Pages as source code
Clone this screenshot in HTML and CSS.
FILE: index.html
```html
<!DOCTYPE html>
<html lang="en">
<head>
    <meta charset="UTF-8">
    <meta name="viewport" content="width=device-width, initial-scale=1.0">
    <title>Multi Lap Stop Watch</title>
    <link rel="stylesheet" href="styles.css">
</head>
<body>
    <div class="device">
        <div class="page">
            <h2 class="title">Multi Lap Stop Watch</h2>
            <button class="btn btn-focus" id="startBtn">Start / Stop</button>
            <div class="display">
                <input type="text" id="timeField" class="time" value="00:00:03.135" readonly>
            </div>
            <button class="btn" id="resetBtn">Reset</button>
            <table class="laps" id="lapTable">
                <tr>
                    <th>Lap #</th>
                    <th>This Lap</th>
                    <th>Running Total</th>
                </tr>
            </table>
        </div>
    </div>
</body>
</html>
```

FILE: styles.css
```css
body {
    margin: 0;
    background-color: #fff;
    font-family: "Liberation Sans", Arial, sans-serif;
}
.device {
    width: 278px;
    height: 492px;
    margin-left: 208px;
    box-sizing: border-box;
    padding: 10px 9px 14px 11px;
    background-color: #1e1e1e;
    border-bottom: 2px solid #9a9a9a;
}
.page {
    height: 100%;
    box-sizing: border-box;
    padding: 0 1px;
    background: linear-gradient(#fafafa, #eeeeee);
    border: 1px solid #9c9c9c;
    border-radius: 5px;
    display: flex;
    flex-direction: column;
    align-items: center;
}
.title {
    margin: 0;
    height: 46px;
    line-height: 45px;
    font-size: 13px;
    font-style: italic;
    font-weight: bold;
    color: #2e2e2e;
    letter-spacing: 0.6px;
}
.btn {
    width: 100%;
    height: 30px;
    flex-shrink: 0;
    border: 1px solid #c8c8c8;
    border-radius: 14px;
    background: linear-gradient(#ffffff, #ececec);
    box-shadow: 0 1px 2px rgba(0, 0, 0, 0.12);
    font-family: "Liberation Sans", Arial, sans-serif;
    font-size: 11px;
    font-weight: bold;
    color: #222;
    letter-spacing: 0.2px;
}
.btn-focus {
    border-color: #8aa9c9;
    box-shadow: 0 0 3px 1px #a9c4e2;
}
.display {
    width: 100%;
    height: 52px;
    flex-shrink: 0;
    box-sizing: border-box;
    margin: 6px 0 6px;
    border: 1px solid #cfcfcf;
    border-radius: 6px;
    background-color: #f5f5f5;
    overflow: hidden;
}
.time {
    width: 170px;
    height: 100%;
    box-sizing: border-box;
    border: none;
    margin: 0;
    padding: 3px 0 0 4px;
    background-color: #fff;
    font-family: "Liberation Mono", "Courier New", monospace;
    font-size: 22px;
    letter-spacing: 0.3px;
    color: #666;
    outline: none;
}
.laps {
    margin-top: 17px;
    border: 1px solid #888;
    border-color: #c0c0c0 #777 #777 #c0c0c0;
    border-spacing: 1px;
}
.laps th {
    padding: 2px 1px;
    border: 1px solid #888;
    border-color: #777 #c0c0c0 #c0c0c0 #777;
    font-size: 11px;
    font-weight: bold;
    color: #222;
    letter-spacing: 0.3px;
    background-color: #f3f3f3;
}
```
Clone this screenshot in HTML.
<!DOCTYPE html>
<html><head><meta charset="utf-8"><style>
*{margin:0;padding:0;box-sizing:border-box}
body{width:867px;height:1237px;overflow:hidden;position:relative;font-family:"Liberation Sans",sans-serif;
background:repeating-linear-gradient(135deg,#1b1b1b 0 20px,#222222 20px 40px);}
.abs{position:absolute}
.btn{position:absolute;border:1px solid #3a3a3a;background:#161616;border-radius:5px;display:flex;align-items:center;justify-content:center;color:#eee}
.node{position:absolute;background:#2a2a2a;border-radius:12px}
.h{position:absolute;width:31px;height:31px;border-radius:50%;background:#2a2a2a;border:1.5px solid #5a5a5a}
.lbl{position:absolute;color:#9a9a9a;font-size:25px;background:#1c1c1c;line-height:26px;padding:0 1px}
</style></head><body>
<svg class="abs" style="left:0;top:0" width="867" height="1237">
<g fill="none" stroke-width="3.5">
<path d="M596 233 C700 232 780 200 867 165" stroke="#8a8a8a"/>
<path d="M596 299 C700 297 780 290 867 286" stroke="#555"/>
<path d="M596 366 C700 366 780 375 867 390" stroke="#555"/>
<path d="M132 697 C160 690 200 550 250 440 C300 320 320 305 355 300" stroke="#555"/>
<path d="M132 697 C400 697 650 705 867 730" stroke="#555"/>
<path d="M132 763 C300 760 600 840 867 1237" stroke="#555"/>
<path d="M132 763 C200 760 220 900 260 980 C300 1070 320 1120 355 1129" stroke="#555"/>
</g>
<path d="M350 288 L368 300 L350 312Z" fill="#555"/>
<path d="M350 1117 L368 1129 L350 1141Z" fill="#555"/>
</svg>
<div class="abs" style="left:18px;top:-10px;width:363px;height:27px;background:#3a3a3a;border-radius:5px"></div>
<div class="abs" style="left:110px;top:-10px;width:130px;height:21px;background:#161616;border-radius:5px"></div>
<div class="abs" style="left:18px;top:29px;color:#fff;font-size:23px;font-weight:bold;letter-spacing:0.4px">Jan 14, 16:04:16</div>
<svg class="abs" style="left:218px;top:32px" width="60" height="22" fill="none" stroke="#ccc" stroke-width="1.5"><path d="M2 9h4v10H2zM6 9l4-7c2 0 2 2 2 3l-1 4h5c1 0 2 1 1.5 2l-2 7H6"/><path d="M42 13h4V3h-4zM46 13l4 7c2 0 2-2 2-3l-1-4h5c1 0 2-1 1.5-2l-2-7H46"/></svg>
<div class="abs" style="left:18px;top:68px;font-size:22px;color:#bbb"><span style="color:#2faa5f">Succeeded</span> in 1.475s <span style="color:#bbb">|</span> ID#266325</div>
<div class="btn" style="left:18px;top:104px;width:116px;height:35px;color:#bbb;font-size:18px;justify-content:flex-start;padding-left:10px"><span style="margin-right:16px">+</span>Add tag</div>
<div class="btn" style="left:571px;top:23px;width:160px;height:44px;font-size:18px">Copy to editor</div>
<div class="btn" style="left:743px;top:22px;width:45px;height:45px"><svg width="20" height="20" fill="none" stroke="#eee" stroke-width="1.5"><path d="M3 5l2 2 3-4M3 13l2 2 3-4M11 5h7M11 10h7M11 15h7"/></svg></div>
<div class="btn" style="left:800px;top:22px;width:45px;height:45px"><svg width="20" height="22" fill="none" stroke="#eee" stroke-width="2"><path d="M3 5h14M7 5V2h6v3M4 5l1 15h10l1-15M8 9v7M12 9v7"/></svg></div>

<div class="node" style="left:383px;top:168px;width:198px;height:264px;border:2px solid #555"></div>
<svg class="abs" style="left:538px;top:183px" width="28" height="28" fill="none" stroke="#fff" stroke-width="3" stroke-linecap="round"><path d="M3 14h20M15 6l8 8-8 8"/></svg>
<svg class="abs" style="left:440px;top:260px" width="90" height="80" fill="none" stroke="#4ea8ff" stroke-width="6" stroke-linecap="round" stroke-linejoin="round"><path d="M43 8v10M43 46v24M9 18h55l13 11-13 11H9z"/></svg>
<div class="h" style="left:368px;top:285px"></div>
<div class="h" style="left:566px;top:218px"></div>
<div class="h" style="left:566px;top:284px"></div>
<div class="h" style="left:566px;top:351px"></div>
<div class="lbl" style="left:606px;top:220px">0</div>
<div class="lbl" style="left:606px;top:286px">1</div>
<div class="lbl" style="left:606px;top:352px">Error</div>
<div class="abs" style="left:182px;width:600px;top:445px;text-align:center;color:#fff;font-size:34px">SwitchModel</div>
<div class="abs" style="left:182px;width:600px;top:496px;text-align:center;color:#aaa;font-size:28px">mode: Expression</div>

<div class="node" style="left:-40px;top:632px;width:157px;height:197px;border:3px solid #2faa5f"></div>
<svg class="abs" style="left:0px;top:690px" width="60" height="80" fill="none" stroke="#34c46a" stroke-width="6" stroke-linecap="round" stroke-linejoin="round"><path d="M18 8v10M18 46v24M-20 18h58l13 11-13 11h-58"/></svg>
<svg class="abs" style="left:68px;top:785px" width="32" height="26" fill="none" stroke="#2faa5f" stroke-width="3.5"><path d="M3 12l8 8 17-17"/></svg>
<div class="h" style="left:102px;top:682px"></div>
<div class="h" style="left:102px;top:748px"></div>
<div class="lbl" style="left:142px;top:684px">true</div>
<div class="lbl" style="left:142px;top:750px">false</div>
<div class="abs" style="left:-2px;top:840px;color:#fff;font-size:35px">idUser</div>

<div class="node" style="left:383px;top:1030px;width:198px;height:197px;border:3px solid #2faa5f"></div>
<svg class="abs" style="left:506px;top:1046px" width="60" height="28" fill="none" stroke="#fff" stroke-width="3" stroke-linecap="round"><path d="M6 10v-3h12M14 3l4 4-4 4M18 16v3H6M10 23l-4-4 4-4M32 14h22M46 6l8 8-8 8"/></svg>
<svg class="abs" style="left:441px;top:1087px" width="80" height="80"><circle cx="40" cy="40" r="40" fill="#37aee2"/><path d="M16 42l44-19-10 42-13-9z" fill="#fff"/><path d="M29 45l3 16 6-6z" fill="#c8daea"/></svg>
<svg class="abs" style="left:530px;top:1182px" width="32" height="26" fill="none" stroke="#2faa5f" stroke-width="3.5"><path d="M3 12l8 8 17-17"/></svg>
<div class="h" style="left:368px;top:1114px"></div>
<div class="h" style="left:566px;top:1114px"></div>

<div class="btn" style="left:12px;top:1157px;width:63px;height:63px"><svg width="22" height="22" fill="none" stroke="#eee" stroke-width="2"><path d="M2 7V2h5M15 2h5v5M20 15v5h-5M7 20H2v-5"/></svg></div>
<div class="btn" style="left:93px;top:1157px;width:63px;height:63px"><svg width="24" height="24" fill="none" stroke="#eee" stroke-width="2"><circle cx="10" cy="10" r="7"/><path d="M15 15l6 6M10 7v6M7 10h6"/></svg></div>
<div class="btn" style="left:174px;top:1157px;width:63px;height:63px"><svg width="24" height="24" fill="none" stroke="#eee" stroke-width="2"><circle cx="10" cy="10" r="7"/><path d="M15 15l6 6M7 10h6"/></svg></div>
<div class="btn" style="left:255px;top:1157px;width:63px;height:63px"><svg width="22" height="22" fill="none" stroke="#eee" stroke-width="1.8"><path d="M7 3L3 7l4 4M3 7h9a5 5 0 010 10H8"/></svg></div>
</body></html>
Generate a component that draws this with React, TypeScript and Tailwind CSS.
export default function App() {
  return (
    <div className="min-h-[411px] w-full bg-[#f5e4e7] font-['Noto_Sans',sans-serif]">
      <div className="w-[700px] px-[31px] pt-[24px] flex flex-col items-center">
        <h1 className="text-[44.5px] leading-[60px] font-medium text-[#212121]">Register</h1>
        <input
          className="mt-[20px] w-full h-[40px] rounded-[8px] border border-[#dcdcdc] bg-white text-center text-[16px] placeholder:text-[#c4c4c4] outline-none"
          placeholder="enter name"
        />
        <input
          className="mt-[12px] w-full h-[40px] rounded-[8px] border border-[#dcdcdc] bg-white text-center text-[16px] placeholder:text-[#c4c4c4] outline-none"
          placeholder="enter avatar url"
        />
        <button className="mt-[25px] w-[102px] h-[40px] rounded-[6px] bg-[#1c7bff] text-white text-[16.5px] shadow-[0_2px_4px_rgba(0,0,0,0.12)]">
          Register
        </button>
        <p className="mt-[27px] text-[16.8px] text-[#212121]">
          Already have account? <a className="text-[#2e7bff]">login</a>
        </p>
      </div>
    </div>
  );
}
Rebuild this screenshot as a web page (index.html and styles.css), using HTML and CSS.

| DIRECTIONS FOR THIS TASK |
Take the lines from the one containing "Generate a component" to the last line of the material above and write them out exactly.

| REPLY TO THE TASK |
Generate a component that draws this with React, TypeScript and Tailwind CSS.
export default function App() {
  return (
    <div className="min-h-[411px] w-full bg-[#f5e4e7] font-['Noto_Sans',sans-serif]">
      <div className="w-[700px] px-[31px] pt-[24px] flex flex-col items-center">
        <h1 className="text-[44.5px] leading-[60px] font-medium text-[#212121]">Register</h1>
        <input
          className="mt-[20px] w-full h-[40px] rounded-[8px] border border-[#dcdcdc] bg-white text-center text-[16px] placeholder:text-[#c4c4c4] outline-none"
          placeholder="enter name"
        />
        <input
          className="mt-[12px] w-full h-[40px] rounded-[8px] border border-[#dcdcdc] bg-white text-center text-[16px] placeholder:text-[#c4c4c4] outline-none"
          placeholder="enter avatar url"
        />
        <button className="mt-[25px] w-[102px] h-[40px] rounded-[6px] bg-[#1c7bff] text-white text-[16.5px] shadow-[0_2px_4px_rgba(0,0,0,0.12)]">
          Register
        </button>
        <p className="mt-[27px] text-[16.8px] text-[#212121]">
          Already have account? <a className="text-[#2e7bff]">login</a>
        </p>
      </div>
    </div>
  );
}
Rebuild this screenshot as a web page (index.html and styles.css), using HTML and CSS.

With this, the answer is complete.